## [TASK BRIEF]
Pick out the lines below that contain the string "components" and copy them all.

— BEGIN DATA SEGMENT —

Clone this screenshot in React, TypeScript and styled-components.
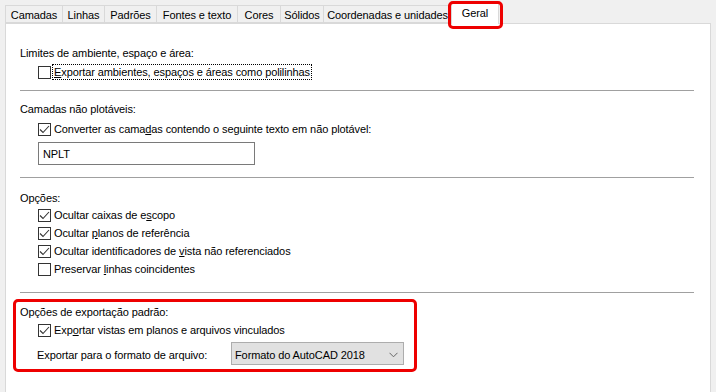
import React from "react";
import styled, { createGlobalStyle } from "styled-components";

const Global = createGlobalStyle`
  html, body { margin: 0; padding: 0; background: #f0f0f0; }
  body {
    font-family: "Liberation Sans", Arial, sans-serif;
    font-size: 11px;
    letter-spacing: -0.1px;
    color: #000;
  }
  * { box-sizing: border-box; }
`;

const Window = styled.div`
  width: 716px;
  height: 392px;
  overflow: hidden;
  padding: 2px 6px 0 5px;
  display: flex;
  flex-direction: column;
`;

const TabBar = styled.div`
  display: flex;
  align-items: flex-end;
  height: 21px;
  position: relative;
  z-index: 1;
`;

const Tab = styled.div<{ $w: number; $active?: boolean }>`
  width: ${(p) => p.$w}px;
  height: ${(p) => (p.$active ? 22 : 18)}px;
  margin-left: -1px;
  margin-bottom: ${(p) => (p.$active ? -1 : 0)}px;
  border: 1px solid #d9d9d9;
  border-bottom: ${(p) => (p.$active ? "none" : "1px solid #d9d9d9")};
  background: ${(p) => (p.$active ? "#fff" : "#f0f0f0")};
  display: flex;
  align-items: flex-start;
  padding-top: ${(p) => (p.$active ? 4 : 3)}px;
  justify-content: center;
  white-space: nowrap;
  position: relative;
  &:first-child { margin-left: 0; }
`;

const TabHighlight = styled.span`
  position: absolute;
  left: -4px;
  right: -5px;
  top: -2px;
  bottom: -5px;
  border: 3px solid #ee0000;
  border-radius: 5px;
  pointer-events: none;
`;

const Panel = styled.div`
  flex: 1;
  background: #fff;
  border: 1px solid #d9d9d9;
  border-bottom: none;
  padding: 0 0 0 14px;
  width: 706px;
`;

const Section = styled.div<{ $pt: number; $pb: number }>`
  padding-top: ${(p) => p.$pt}px;
  padding-bottom: ${(p) => p.$pb}px;
  display: flex;
  flex-direction: column;
`;

const Highlight = styled.div`
  margin-left: -7px;
  margin-top: 6px;
  width: 404px;
  height: 73px;
  border: 3px solid #ee0000;
  border-radius: 5px;
  padding: 2px 0 0 4px;
  display: flex;
  flex-direction: column;
`;

const Heading = styled.div<{ $gap: number }>`
  height: 16px;
  line-height: 16px;
  margin-bottom: ${(p) => p.$gap}px;
  white-space: nowrap;
`;

const Row = styled.label`
  display: flex;
  align-items: center;
  height: 18px;
  padding-left: 18px;
  white-space: nowrap;
`;

const Box = styled.span`
  width: 13px;
  height: 13px;
  border: 1px solid #333;
  background: #fff;
  display: inline-flex;
  flex: none;
  margin-right: 3px;
`;

const Label = styled.span<{ $focus?: boolean }>`
  line-height: 14px;
  padding-right: 1px;
  outline: ${(p) => (p.$focus ? "1px dotted #000" : "none")};
  outline-offset: 0;
  margin-left: ${(p) => (p.$focus ? -1 : 0)}px;
  padding-left: ${(p) => (p.$focus ? 1 : 0)}px;
`;

const Mn = styled.span`
  text-decoration: underline;
  text-underline-offset: 1px;
`;

const Separator = styled.div`
  height: 1px;
  background: #a0a0a0;
  margin-right: 16px;
`;

const TextInput = styled.div`
  margin: 4px 0 0 18px;
  width: 217px;
  height: 23px;
  border: 1px solid #7a7a7a;
  padding: 1px 0 0 4px;
  display: flex;
  align-items: center;
`;

const FormatRow = styled.div`
  display: flex;
  align-items: center;
  margin-top: 3px;
  padding-left: 17px;
  height: 23px;
`;

const FormatLabel = styled.span`
  width: 194px;
  white-space: nowrap;
  padding-top: 2px;
`;

const Select = styled.div`
  width: 173px;
  height: 23px;
  background: #e1e1e1;
  border: 1px solid #adadad;
  display: flex;
  align-items: center;
  justify-content: space-between;
  padding: 2px 5px 0 3px;
  white-space: nowrap;
`;

const Check = ({ checked }: { checked?: boolean }) => (
  <Box>
    {checked && (
      <svg width="11" height="11" viewBox="0 0 11 11">
        <polyline points="1,5.5 4,8.5 10,2" fill="none" stroke="#333" strokeWidth="1.1" />
      </svg>
    )}
  </Box>
);

const Chevron = () => (
  <svg width="9" height="6" viewBox="0 0 9 6">
    <polyline points="0.5,0.8 4.5,4.8 8.5,0.8" fill="none" stroke="#666" strokeWidth="1" />
  </svg>
);

const tabs: { name: string; w: number }[] = [
  { name: "Camadas", w: 58 },
  { name: "Linhas", w: 43 },
  { name: "Padrões", w: 53 },
  { name: "Fontes e texto", w: 82 },
  { name: "Cores", w: 44 },
  { name: "Sólidos", w: 44 },
  { name: "Coordenadas e unidades", w: 129 },
];

export default function App() {
  return (
    <>
      <Global />
      <Window>
        <TabBar>
          {tabs.map((t) => (
            <Tab key={t.name} $w={t.w}>
              {t.name}
            </Tab>
          ))}
          <Tab $w={48} $active>
            Geral
            <TabHighlight />
          </Tab>
        </TabBar>
        <Panel>
          <Section $pt={21} $pb={9}>
            <Heading $gap={2}>Limites de ambiente, espaço e área:</Heading>
            <Row>
              <Check />
              <Label $focus>
                <Mn>E</Mn>xportar ambientes, espaços e áreas como polilinhas
              </Label>
            </Row>
          </Section>
          <Separator />
          <Section $pt={10} $pb={12}>
            <Heading $gap={3}>Camadas não plotáveis:</Heading>
            <Row>
              <Check checked />
              <Label>
                Converter as cama<Mn>d</Mn>as contendo o seguinte texto em não plotável:
              </Label>
            </Row>
            <TextInput>NPLT</TextInput>
          </Section>
          <Separator />
          <Section $pt={12} $pb={14}>
            <Heading $gap={0}>Opções:</Heading>
            <Row>
              <Check checked />
              <Label>
                Ocultar caixas de e<Mn>s</Mn>copo
              </Label>
            </Row>
            <Row>
              <Check checked />
              <Label>
                Ocultar <Mn>p</Mn>lanos de referência
              </Label>
            </Row>
            <Row>
              <Check checked />
              <Label>
                Ocultar identificadores de <Mn>v</Mn>ista não referenciados
              </Label>
            </Row>
            <Row>
              <Check />
              <Label>
                Preservar <Mn>l</Mn>inhas coincidentes
              </Label>
            </Row>
          </Section>
          <Separator />
          <Highlight>
            <Heading $gap={1}>Opções de exportação padrão:</Heading>
            <Row>
              <Check checked />
              <Label>
                Exp<Mn>o</Mn>rtar vistas em planos e arquivos vinculados
              </Label>
            </Row>
            <FormatRow>
              <FormatLabel>Exportar para o formato de arquivo:</FormatLabel>
              <Select>
                <span>Formato do AutoCAD 2018</span>
                <Chevron />
              </Select>
            </FormatRow>
          </Highlight>
        </Panel>
      </Window>
    </>
  );
}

— END DATA SEGMENT —

## [RIGHT ANSWER]
Clone this screenshot in React, TypeScript and styled-components.
import styled, { createGlobalStyle } from "styled-components";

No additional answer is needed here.